#### Instructions for the task:
Scan the material and copy every line in which "this" appears.

#### Stored records:
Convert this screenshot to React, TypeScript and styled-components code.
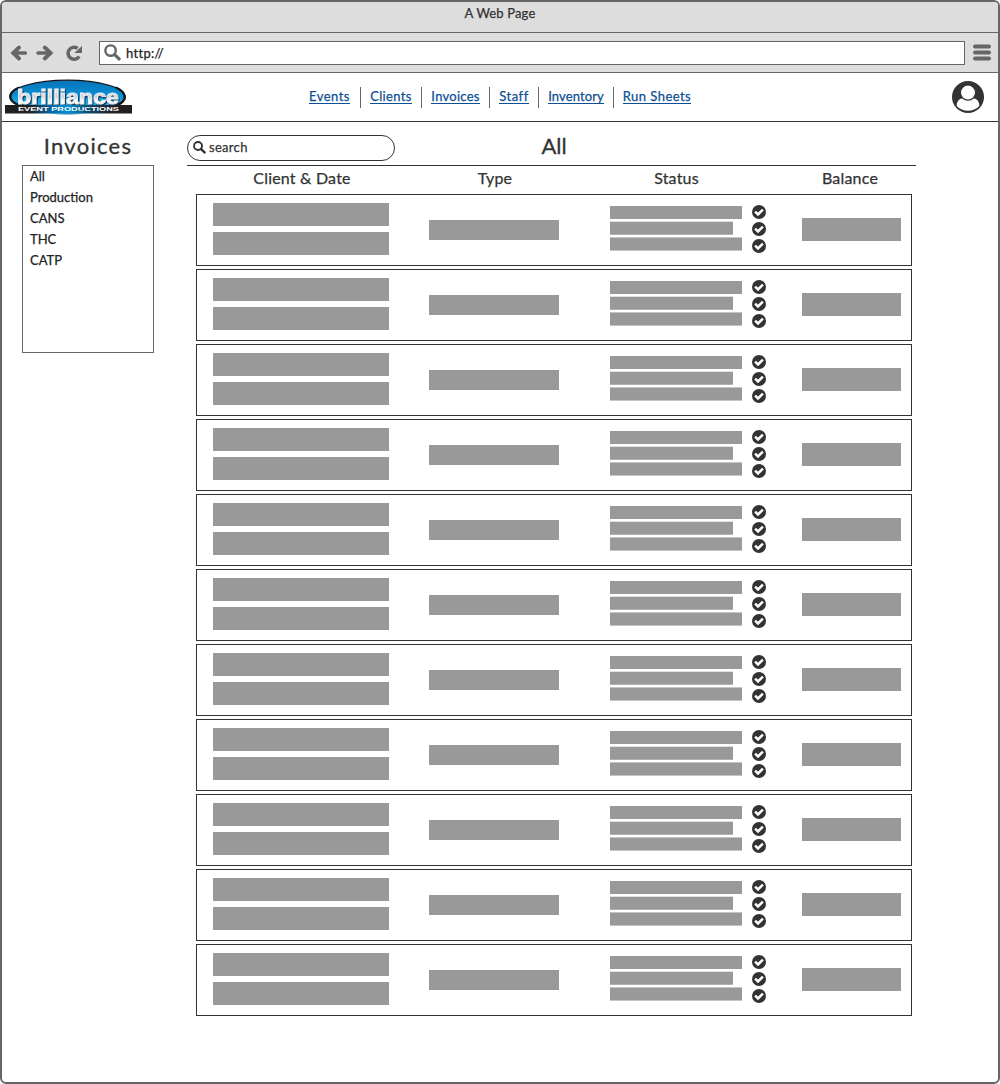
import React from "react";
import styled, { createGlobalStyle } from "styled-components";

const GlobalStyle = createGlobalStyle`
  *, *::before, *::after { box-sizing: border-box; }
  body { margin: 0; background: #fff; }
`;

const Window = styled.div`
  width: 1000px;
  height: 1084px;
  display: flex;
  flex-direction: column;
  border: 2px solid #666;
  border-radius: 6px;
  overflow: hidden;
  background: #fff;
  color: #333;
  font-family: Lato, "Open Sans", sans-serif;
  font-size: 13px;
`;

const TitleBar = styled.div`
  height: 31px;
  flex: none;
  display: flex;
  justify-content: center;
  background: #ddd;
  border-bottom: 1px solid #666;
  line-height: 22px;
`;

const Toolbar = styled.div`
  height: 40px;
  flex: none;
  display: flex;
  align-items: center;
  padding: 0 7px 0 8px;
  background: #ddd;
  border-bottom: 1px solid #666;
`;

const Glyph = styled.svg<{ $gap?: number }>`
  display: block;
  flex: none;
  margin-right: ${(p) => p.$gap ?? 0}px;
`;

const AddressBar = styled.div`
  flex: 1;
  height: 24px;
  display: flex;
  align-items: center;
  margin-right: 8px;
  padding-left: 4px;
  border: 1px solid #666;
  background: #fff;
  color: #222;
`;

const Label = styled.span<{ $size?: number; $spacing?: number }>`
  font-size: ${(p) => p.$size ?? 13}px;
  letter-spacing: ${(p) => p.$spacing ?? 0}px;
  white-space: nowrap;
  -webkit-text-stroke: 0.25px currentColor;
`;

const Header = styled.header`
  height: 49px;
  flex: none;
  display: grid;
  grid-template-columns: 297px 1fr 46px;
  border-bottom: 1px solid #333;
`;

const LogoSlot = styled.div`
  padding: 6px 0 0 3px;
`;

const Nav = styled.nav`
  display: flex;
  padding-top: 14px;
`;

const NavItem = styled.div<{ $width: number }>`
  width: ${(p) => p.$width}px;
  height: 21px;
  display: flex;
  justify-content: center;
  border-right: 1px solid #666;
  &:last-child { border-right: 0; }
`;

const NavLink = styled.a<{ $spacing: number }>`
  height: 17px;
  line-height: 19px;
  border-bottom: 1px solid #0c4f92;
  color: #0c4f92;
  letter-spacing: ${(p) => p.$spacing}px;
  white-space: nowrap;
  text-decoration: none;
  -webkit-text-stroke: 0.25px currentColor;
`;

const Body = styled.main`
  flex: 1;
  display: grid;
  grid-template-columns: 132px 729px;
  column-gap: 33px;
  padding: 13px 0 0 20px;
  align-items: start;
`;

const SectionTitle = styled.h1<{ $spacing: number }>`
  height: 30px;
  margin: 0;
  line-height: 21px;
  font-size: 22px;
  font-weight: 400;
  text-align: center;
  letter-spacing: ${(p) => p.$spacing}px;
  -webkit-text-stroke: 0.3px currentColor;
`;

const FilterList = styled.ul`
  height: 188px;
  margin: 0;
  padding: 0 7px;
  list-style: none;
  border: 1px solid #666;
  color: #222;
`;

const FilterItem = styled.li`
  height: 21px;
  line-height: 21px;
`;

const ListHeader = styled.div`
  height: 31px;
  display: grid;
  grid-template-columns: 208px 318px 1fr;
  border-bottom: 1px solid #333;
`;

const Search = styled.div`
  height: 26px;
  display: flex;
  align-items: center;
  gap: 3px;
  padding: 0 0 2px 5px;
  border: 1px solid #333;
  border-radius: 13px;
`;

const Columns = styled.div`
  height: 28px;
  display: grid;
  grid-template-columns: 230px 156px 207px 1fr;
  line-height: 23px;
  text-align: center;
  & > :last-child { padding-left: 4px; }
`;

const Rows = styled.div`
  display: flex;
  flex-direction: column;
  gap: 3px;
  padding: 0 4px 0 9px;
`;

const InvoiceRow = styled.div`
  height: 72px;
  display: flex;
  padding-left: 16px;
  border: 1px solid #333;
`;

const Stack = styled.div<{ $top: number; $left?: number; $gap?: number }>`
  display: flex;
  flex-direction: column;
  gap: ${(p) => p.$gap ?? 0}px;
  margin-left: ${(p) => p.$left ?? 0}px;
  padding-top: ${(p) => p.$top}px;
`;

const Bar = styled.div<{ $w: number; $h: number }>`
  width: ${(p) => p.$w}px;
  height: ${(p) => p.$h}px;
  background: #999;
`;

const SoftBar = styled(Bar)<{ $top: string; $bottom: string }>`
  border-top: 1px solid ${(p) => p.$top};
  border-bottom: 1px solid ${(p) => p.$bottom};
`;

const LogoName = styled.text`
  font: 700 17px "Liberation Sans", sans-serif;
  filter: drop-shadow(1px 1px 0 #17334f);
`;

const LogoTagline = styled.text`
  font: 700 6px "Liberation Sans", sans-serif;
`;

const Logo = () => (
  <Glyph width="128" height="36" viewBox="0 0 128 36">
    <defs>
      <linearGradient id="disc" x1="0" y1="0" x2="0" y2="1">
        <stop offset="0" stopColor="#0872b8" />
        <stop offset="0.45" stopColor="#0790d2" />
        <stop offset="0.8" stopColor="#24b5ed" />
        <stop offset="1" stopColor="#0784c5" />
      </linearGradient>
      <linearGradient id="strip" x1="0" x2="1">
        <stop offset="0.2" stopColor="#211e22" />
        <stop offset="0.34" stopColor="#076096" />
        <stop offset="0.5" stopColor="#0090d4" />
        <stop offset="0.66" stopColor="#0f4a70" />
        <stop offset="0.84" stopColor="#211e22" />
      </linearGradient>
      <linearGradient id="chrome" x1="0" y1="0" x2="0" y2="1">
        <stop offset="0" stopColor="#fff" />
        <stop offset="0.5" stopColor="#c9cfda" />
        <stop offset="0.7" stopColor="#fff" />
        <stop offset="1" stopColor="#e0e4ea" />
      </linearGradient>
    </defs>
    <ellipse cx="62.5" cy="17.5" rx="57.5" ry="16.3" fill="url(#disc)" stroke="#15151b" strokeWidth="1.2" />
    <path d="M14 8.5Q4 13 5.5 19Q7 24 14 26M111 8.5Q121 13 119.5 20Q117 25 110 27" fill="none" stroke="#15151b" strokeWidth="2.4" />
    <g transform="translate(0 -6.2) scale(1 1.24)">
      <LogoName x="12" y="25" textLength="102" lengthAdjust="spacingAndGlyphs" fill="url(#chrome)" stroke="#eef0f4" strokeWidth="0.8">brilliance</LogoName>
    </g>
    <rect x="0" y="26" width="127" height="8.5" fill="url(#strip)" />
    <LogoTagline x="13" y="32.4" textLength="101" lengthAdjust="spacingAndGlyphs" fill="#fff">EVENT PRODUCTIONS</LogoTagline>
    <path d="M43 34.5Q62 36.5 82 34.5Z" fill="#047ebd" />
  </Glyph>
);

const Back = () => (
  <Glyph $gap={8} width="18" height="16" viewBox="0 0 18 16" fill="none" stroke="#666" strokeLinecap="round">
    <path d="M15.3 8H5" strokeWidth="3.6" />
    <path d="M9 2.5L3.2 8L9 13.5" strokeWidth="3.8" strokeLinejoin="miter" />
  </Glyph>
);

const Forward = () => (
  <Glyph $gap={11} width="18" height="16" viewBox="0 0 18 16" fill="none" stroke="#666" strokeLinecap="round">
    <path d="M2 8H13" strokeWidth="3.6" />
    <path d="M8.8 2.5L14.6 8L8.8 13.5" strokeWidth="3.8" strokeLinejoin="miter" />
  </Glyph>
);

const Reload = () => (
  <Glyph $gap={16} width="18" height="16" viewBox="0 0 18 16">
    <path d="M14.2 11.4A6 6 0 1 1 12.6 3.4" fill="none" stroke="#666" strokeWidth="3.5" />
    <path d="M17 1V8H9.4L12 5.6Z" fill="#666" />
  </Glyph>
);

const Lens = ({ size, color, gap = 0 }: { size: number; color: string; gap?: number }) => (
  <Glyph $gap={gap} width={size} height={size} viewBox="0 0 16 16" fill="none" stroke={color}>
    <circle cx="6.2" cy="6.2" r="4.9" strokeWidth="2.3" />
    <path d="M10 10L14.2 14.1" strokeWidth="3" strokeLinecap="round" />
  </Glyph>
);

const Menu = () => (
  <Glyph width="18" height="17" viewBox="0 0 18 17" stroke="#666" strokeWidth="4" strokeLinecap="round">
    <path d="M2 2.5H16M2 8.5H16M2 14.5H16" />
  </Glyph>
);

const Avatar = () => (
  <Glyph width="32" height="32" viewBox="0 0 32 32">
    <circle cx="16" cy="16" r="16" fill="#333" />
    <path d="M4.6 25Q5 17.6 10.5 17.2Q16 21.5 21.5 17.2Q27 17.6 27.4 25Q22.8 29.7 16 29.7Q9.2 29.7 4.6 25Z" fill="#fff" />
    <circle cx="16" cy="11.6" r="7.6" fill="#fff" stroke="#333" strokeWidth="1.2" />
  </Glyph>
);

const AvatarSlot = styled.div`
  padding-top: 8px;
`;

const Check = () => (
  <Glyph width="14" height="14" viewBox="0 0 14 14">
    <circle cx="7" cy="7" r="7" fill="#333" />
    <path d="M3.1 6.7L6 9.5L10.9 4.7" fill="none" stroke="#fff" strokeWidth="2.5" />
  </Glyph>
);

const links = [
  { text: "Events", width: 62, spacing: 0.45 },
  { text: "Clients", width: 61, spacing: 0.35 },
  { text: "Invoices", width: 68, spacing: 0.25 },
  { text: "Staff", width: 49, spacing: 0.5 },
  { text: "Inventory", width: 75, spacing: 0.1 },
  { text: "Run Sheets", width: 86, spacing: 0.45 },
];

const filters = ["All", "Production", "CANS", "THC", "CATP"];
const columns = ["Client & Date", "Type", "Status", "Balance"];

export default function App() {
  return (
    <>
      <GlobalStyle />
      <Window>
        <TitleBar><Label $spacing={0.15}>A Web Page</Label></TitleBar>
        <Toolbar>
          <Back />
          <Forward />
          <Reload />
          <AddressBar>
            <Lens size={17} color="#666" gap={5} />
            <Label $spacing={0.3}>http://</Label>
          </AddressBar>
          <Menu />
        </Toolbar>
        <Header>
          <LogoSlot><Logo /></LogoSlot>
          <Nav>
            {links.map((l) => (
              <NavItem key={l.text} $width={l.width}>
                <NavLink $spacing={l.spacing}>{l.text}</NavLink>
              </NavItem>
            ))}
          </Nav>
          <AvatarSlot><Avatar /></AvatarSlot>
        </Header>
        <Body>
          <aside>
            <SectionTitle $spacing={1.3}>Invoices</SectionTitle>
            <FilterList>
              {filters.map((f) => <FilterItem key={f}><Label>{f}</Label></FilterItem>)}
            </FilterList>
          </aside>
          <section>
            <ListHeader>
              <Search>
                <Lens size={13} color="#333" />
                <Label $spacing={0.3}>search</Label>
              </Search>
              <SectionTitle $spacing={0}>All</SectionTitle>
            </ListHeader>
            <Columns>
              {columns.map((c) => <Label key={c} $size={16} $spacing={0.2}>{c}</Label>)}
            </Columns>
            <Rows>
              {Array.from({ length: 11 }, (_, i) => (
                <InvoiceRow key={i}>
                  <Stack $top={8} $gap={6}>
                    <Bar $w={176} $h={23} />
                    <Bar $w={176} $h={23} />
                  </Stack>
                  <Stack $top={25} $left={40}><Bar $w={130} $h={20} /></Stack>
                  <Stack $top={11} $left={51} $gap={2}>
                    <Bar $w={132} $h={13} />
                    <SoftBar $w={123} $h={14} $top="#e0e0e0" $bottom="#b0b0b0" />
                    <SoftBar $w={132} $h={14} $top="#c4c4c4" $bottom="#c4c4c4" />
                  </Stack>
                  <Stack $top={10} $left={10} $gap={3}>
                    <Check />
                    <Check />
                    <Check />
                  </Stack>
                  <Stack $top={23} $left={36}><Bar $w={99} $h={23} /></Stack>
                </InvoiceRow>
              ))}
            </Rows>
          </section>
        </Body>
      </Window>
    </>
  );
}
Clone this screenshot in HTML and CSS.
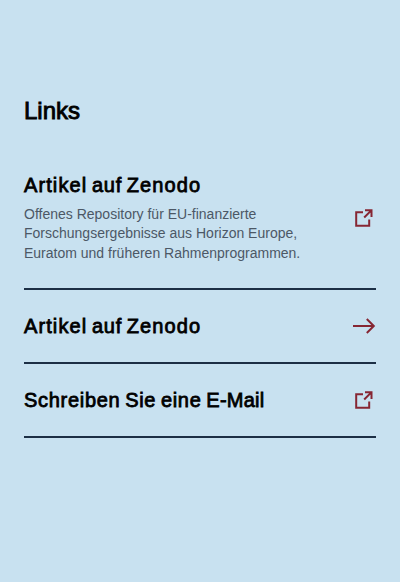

#### Output:
Convert this screenshot to React, TypeScript and styled-components code.
Clone this screenshot in HTML and CSS.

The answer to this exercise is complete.